### Set problem
Give an exact transcription of every line, dropping the images.

**********

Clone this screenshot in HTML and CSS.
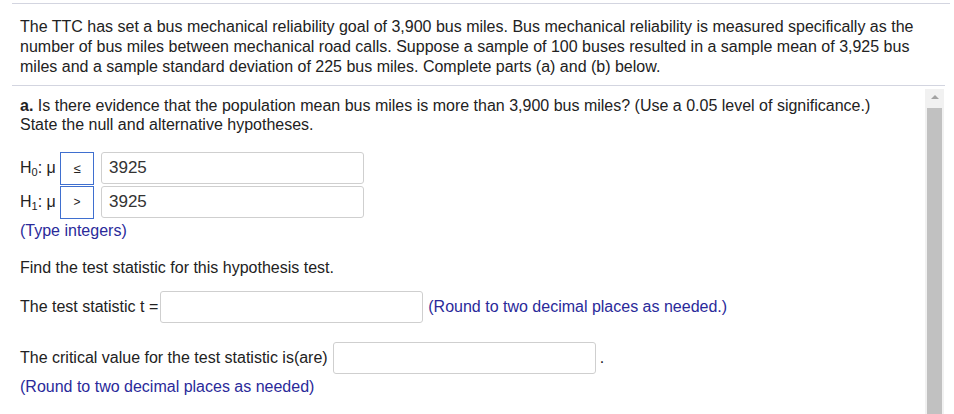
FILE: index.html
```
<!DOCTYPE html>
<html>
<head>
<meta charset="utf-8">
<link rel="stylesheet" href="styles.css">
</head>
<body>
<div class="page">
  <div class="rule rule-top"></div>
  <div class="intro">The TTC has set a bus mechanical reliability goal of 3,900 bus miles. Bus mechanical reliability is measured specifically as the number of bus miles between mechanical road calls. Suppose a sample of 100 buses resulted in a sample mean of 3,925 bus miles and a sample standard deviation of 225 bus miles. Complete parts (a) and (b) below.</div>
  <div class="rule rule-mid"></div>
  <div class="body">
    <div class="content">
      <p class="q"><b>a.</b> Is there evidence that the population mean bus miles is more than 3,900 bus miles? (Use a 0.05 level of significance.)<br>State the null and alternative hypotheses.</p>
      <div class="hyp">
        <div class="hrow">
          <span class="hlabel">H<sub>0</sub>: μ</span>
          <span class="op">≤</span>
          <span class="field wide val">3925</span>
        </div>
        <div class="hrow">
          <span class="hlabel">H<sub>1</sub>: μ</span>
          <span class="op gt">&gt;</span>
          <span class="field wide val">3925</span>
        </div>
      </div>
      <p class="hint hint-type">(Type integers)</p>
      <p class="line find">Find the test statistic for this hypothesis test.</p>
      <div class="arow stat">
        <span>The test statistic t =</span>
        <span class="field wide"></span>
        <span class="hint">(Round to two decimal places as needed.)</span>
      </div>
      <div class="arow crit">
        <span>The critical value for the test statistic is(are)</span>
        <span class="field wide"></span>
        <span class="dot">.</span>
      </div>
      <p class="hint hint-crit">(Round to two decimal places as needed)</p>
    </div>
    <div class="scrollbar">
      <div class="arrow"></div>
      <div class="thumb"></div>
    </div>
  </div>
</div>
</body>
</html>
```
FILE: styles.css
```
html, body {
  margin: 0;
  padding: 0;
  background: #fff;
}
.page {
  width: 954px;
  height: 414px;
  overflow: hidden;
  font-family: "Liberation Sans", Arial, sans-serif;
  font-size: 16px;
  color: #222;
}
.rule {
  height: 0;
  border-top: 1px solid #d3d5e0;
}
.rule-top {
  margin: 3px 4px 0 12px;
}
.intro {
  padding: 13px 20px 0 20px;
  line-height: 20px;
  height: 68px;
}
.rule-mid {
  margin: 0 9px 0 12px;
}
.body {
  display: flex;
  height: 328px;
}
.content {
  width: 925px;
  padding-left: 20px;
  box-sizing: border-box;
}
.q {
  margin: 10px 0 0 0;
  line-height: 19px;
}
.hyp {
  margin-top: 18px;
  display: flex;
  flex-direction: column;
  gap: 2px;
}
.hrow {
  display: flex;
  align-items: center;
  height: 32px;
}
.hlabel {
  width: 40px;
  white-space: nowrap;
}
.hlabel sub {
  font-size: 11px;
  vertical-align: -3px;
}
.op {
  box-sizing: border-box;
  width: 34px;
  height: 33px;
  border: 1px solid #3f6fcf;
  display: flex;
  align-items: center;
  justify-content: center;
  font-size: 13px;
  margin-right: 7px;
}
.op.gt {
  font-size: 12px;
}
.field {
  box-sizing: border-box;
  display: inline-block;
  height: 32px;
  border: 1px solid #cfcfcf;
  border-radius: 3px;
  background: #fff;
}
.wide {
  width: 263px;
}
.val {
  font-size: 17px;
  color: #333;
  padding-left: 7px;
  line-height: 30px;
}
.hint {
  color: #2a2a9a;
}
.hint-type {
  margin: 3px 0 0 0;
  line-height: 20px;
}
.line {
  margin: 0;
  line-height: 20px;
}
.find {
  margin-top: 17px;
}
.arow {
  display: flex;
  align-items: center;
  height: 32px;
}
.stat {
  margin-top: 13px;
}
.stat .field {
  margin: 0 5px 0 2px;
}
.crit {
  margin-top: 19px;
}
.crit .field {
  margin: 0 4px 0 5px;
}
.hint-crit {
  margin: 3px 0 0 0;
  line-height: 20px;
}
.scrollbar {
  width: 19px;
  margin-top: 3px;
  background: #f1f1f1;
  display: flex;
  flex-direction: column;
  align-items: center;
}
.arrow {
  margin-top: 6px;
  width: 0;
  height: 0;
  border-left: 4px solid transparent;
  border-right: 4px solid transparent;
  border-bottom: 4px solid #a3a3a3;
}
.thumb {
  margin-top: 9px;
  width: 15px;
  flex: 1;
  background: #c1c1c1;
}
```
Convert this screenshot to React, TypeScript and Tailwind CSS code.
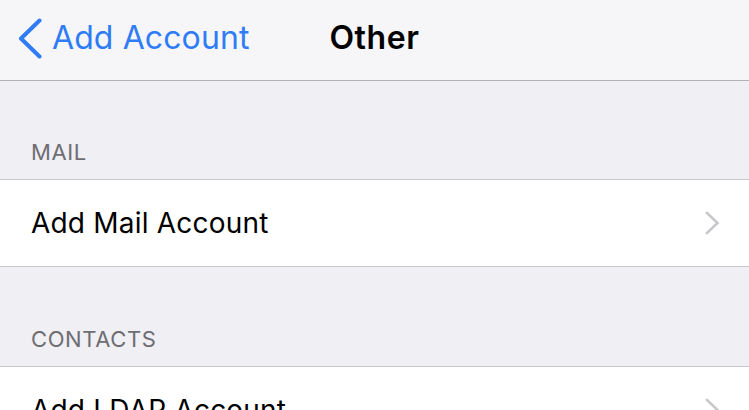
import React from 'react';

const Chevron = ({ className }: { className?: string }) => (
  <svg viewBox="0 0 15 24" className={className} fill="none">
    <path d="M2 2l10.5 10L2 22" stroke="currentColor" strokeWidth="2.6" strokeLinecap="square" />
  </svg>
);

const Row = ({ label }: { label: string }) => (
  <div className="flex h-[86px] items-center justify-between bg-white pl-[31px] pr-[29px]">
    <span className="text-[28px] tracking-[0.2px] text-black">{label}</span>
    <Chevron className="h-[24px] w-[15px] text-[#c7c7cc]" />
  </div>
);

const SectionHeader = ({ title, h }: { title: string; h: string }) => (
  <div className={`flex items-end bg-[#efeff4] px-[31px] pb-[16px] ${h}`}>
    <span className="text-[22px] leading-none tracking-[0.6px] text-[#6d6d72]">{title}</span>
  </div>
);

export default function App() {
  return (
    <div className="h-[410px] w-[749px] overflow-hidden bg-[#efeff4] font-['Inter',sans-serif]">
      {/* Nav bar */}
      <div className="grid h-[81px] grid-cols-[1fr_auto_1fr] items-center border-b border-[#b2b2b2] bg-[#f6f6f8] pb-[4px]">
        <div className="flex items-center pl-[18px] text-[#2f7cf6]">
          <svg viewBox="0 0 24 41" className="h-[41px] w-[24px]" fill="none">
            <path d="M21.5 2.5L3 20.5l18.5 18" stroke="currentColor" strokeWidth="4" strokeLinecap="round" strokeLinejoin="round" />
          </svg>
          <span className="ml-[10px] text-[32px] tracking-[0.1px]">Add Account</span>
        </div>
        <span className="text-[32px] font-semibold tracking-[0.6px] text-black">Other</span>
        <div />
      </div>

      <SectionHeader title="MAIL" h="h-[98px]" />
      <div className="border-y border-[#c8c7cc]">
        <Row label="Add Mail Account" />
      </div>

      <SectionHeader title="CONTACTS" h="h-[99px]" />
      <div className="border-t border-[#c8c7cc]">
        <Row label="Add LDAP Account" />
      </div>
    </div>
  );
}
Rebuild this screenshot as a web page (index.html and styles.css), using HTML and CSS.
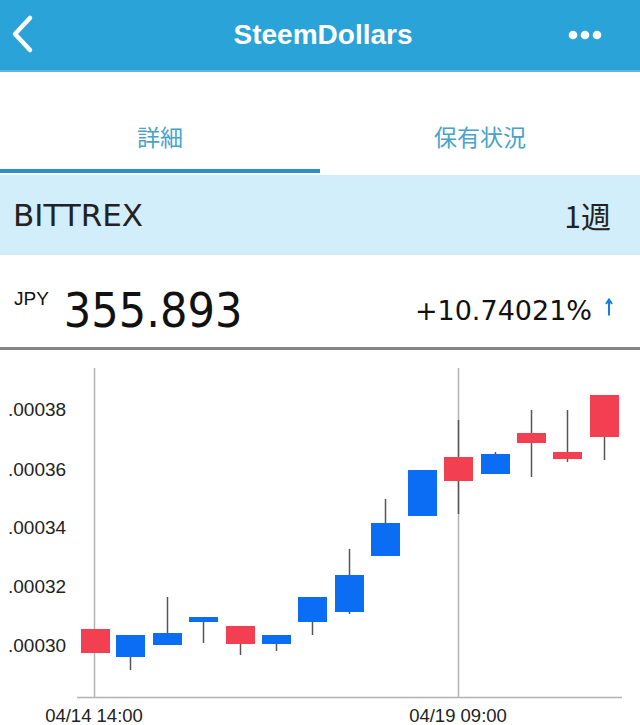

**********

### Written answer
Clone this screenshot in HTML and CSS.
FILE: index.html
```
<!DOCTYPE html>
<html>
<head>
<meta charset="utf-8">
<link rel="stylesheet" href="styles.css">
</head>
<body>
<div class="page">
  <div class="rule rule-top"></div>
  <div class="intro">The TTC has set a bus mechanical reliability goal of 3,900 bus miles. Bus mechanical reliability is measured specifically as the number of bus miles between mechanical road calls. Suppose a sample of 100 buses resulted in a sample mean of 3,925 bus miles and a sample standard deviation of 225 bus miles. Complete parts (a) and (b) below.</div>
  <div class="rule rule-mid"></div>
  <div class="body">
    <div class="content">
      <p class="q"><b>a.</b> Is there evidence that the population mean bus miles is more than 3,900 bus miles? (Use a 0.05 level of significance.)<br>State the null and alternative hypotheses.</p>
      <div class="hyp">
        <div class="hrow">
          <span class="hlabel">H<sub>0</sub>: μ</span>
          <span class="op">≤</span>
          <span class="field wide val">3925</span>
        </div>
        <div class="hrow">
          <span class="hlabel">H<sub>1</sub>: μ</span>
          <span class="op gt">&gt;</span>
          <span class="field wide val">3925</span>
        </div>
      </div>
      <p class="hint hint-type">(Type integers)</p>
      <p class="line find">Find the test statistic for this hypothesis test.</p>
      <div class="arow stat">
        <span>The test statistic t =</span>
        <span class="field wide"></span>
        <span class="hint">(Round to two decimal places as needed.)</span>
      </div>
      <div class="arow crit">
        <span>The critical value for the test statistic is(are)</span>
        <span class="field wide"></span>
        <span class="dot">.</span>
      </div>
      <p class="hint hint-crit">(Round to two decimal places as needed)</p>
    </div>
    <div class="scrollbar">
      <div class="arrow"></div>
      <div class="thumb"></div>
    </div>
  </div>
</div>
</body>
</html>
```
FILE: styles.css
```
html, body {
  margin: 0;
  padding: 0;
  background: #fff;
}
.page {
  width: 954px;
  height: 414px;
  overflow: hidden;
  font-family: "Liberation Sans", Arial, sans-serif;
  font-size: 16px;
  color: #222;
}
.rule {
  height: 0;
  border-top: 1px solid #d3d5e0;
}
.rule-top {
  margin: 3px 4px 0 12px;
}
.intro {
  padding: 13px 20px 0 20px;
  line-height: 20px;
  height: 68px;
}
.rule-mid {
  margin: 0 9px 0 12px;
}
.body {
  display: flex;
  height: 328px;
}
.content {
  width: 925px;
  padding-left: 20px;
  box-sizing: border-box;
}
.q {
  margin: 10px 0 0 0;
  line-height: 19px;
}
.hyp {
  margin-top: 18px;
  display: flex;
  flex-direction: column;
  gap: 2px;
}
.hrow {
  display: flex;
  align-items: center;
  height: 32px;
}
.hlabel {
  width: 40px;
  white-space: nowrap;
}
.hlabel sub {
  font-size: 11px;
  vertical-align: -3px;
}
.op {
  box-sizing: border-box;
  width: 34px;
  height: 33px;
  border: 1px solid #3f6fcf;
  display: flex;
  align-items: center;
  justify-content: center;
  font-size: 13px;
  margin-right: 7px;
}
.op.gt {
  font-size: 12px;
}
.field {
  box-sizing: border-box;
  display: inline-block;
  height: 32px;
  border: 1px solid #cfcfcf;
  border-radius: 3px;
  background: #fff;
}
.wide {
  width: 263px;
}
.val {
  font-size: 17px;
  color: #333;
  padding-left: 7px;
  line-height: 30px;
}
.hint {
  color: #2a2a9a;
}
.hint-type {
  margin: 3px 0 0 0;
  line-height: 20px;
}
.line {
  margin: 0;
  line-height: 20px;
}
.find {
  margin-top: 17px;
}
.arow {
  display: flex;
  align-items: center;
  height: 32px;
}
.stat {
  margin-top: 13px;
}
.stat .field {
  margin: 0 5px 0 2px;
}
.crit {
  margin-top: 19px;
}
.crit .field {
  margin: 0 4px 0 5px;
}
.hint-crit {
  margin: 3px 0 0 0;
  line-height: 20px;
}
.scrollbar {
  width: 19px;
  margin-top: 3px;
  background: #f1f1f1;
  display: flex;
  flex-direction: column;
  align-items: center;
}
.arrow {
  margin-top: 6px;
  width: 0;
  height: 0;
  border-left: 4px solid transparent;
  border-right: 4px solid transparent;
  border-bottom: 4px solid #a3a3a3;
}
.thumb {
  margin-top: 9px;
  width: 15px;
  flex: 1;
  background: #c1c1c1;
}
```
Convert this screenshot to React, TypeScript and Tailwind CSS code.
import React from 'react';

const Chevron = ({ className }: { className?: string }) => (
  <svg viewBox="0 0 15 24" className={className} fill="none">
    <path d="M2 2l10.5 10L2 22" stroke="currentColor" strokeWidth="2.6" strokeLinecap="square" />
  </svg>
);

const Row = ({ label }: { label: string }) => (
  <div className="flex h-[86px] items-center justify-between bg-white pl-[31px] pr-[29px]">
    <span className="text-[28px] tracking-[0.2px] text-black">{label}</span>
    <Chevron className="h-[24px] w-[15px] text-[#c7c7cc]" />
  </div>
);

const SectionHeader = ({ title, h }: { title: string; h: string }) => (
  <div className={`flex items-end bg-[#efeff4] px-[31px] pb-[16px] ${h}`}>
    <span className="text-[22px] leading-none tracking-[0.6px] text-[#6d6d72]">{title}</span>
  </div>
);

export default function App() {
  return (
    <div className="h-[410px] w-[749px] overflow-hidden bg-[#efeff4] font-['Inter',sans-serif]">
      {/* Nav bar */}
      <div className="grid h-[81px] grid-cols-[1fr_auto_1fr] items-center border-b border-[#b2b2b2] bg-[#f6f6f8] pb-[4px]">
        <div className="flex items-center pl-[18px] text-[#2f7cf6]">
          <svg viewBox="0 0 24 41" className="h-[41px] w-[24px]" fill="none">
            <path d="M21.5 2.5L3 20.5l18.5 18" stroke="currentColor" strokeWidth="4" strokeLinecap="round" strokeLinejoin="round" />
          </svg>
          <span className="ml-[10px] text-[32px] tracking-[0.1px]">Add Account</span>
        </div>
        <span className="text-[32px] font-semibold tracking-[0.6px] text-black">Other</span>
        <div />
      </div>

      <SectionHeader title="MAIL" h="h-[98px]" />
      <div className="border-y border-[#c8c7cc]">
        <Row label="Add Mail Account" />
      </div>

      <SectionHeader title="CONTACTS" h="h-[99px]" />
      <div className="border-t border-[#c8c7cc]">
        <Row label="Add LDAP Account" />
      </div>
    </div>
  );
}
Rebuild this screenshot as a web page (index.html and styles.css), using HTML and CSS.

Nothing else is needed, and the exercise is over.